-- Start of Material provided --
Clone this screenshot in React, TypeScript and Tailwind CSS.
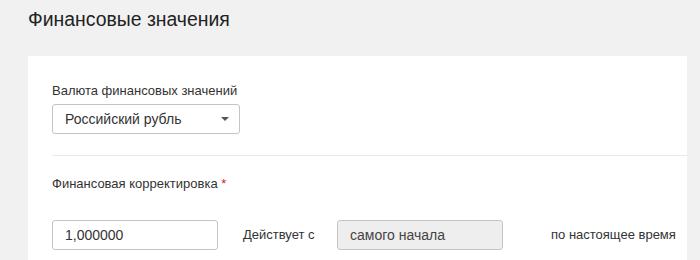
export default function App() {
  return (
    <div
      className="h-[260px] w-[700px] overflow-hidden bg-[#f1f1f1] text-[#333]"
      style={{ fontFamily: '"Liberation Sans", Arial, sans-serif' }}
    >
      <h1 className="pl-[28px] pt-[7px] text-[19.4px] leading-[24px] text-[#222] h-[56px]">
        Финансовые значения
      </h1>

      <div className="ml-[28px] mr-[13px] bg-white pl-[24px] pt-[27px] h-[220px]">
        <label className="block text-[13px] leading-[16px] mb-[5px]">
          Валюта финансовых значений
        </label>
        <div className="flex h-[30px] w-[188px] items-center justify-between rounded-[3px] border border-[#c4c4c4] pl-[12px] pr-[10px] text-[14px]">
          <span>Российский рубль</span>
          <span className="h-0 w-0 border-x-[4px] border-t-[4px] border-x-transparent border-t-[#555]" />
        </div>

        <div className="mt-[21px] h-px bg-[#e8e8e8]" />

        <div className="mt-[20px] text-[13px] leading-[16px]">
          Финансовая корректировка <span className="text-[#e02020]">*</span>
        </div>

        <div className="mt-[28px] flex items-center text-[13px]">
          <div className="flex h-[30px] w-[166px] items-center rounded-[3px] border border-[#c4c4c4] pl-[12px] text-[14px]">
            1,000000
          </div>
          <span className="ml-[25px] w-[94px]">Действует с</span>
          <div className="flex h-[30px] w-[166px] items-center rounded-[3px] border border-[#c4c4c4] bg-[#eeeeee] pl-[12px] text-[14px] text-[#444]">
            самого начала
          </div>
          <span className="ml-[48px]">по настоящее время</span>
        </div>
      </div>
    </div>
  );
}
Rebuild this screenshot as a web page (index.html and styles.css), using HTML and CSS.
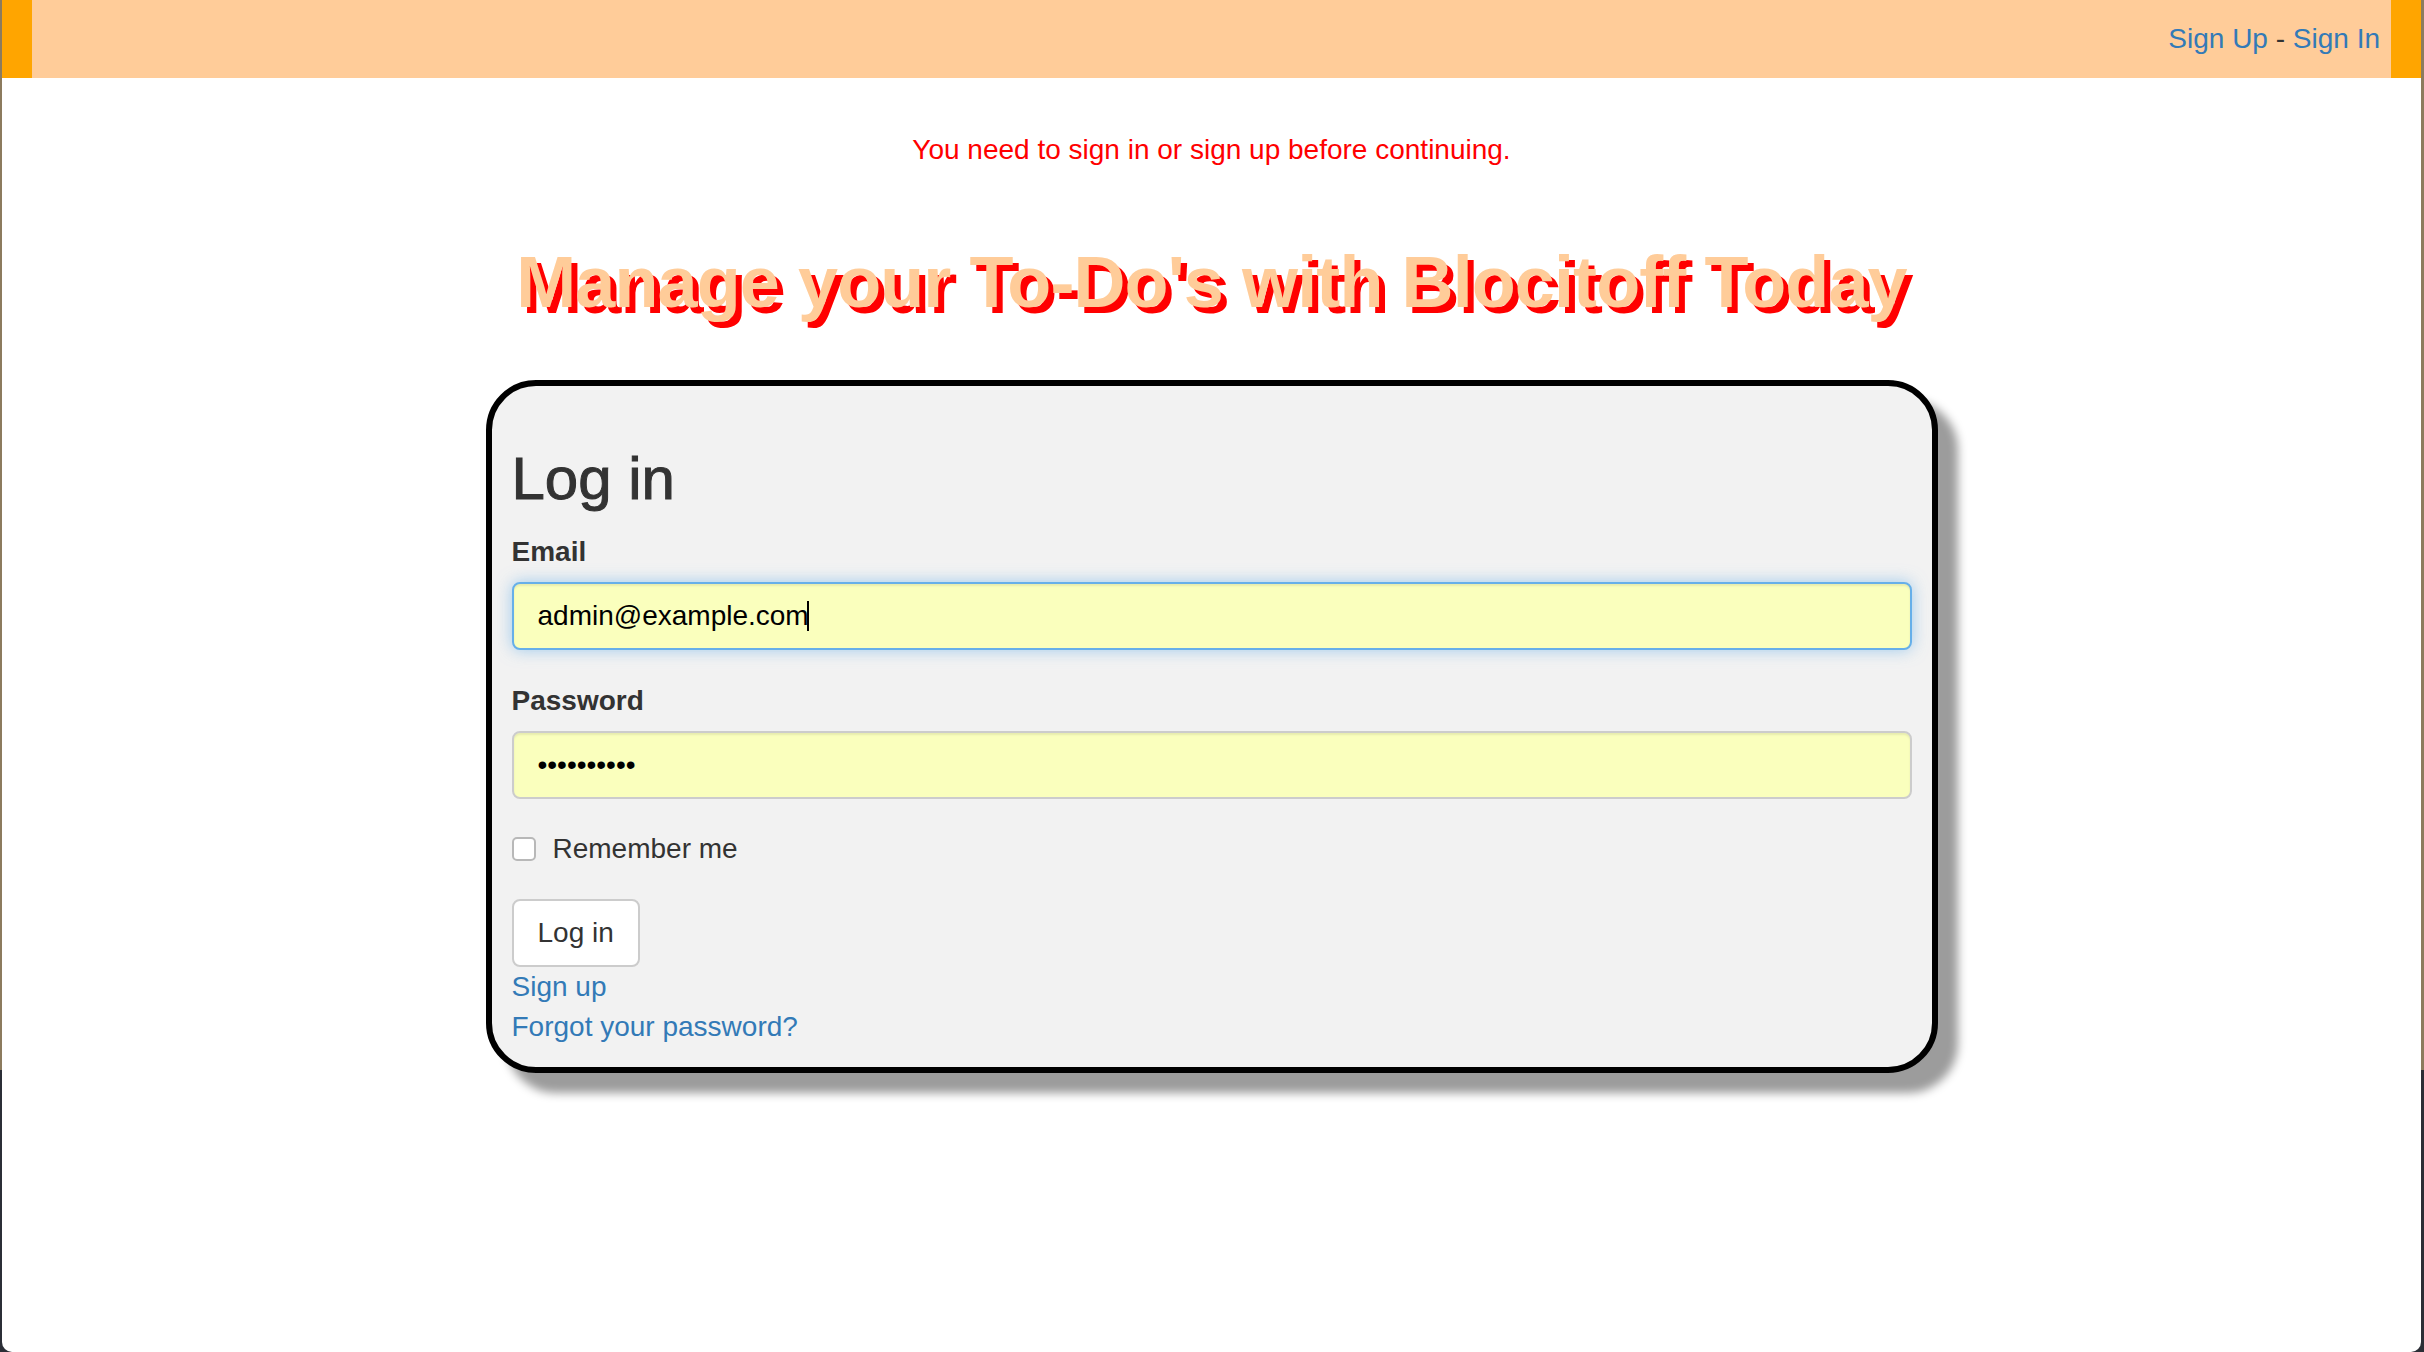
-- End of Material provided --
Exercise requirements:
Write out the records above once more, word for word, with no pictures.

The answer:
Clone this screenshot in React, TypeScript and Tailwind CSS.
export default function App() {
  return (
    <div
      className="h-[260px] w-[700px] overflow-hidden bg-[#f1f1f1] text-[#333]"
      style={{ fontFamily: '"Liberation Sans", Arial, sans-serif' }}
    >
      <h1 className="pl-[28px] pt-[7px] text-[19.4px] leading-[24px] text-[#222] h-[56px]">
        Финансовые значения
      </h1>

      <div className="ml-[28px] mr-[13px] bg-white pl-[24px] pt-[27px] h-[220px]">
        <label className="block text-[13px] leading-[16px] mb-[5px]">
          Валюта финансовых значений
        </label>
        <div className="flex h-[30px] w-[188px] items-center justify-between rounded-[3px] border border-[#c4c4c4] pl-[12px] pr-[10px] text-[14px]">
          <span>Российский рубль</span>
          <span className="h-0 w-0 border-x-[4px] border-t-[4px] border-x-transparent border-t-[#555]" />
        </div>

        <div className="mt-[21px] h-px bg-[#e8e8e8]" />

        <div className="mt-[20px] text-[13px] leading-[16px]">
          Финансовая корректировка <span className="text-[#e02020]">*</span>
        </div>

        <div className="mt-[28px] flex items-center text-[13px]">
          <div className="flex h-[30px] w-[166px] items-center rounded-[3px] border border-[#c4c4c4] pl-[12px] text-[14px]">
            1,000000
          </div>
          <span className="ml-[25px] w-[94px]">Действует с</span>
          <div className="flex h-[30px] w-[166px] items-center rounded-[3px] border border-[#c4c4c4] bg-[#eeeeee] pl-[12px] text-[14px] text-[#444]">
            самого начала
          </div>
          <span className="ml-[48px]">по настоящее время</span>
        </div>
      </div>
    </div>
  );
}
Rebuild this screenshot as a web page (index.html and styles.css), using HTML and CSS.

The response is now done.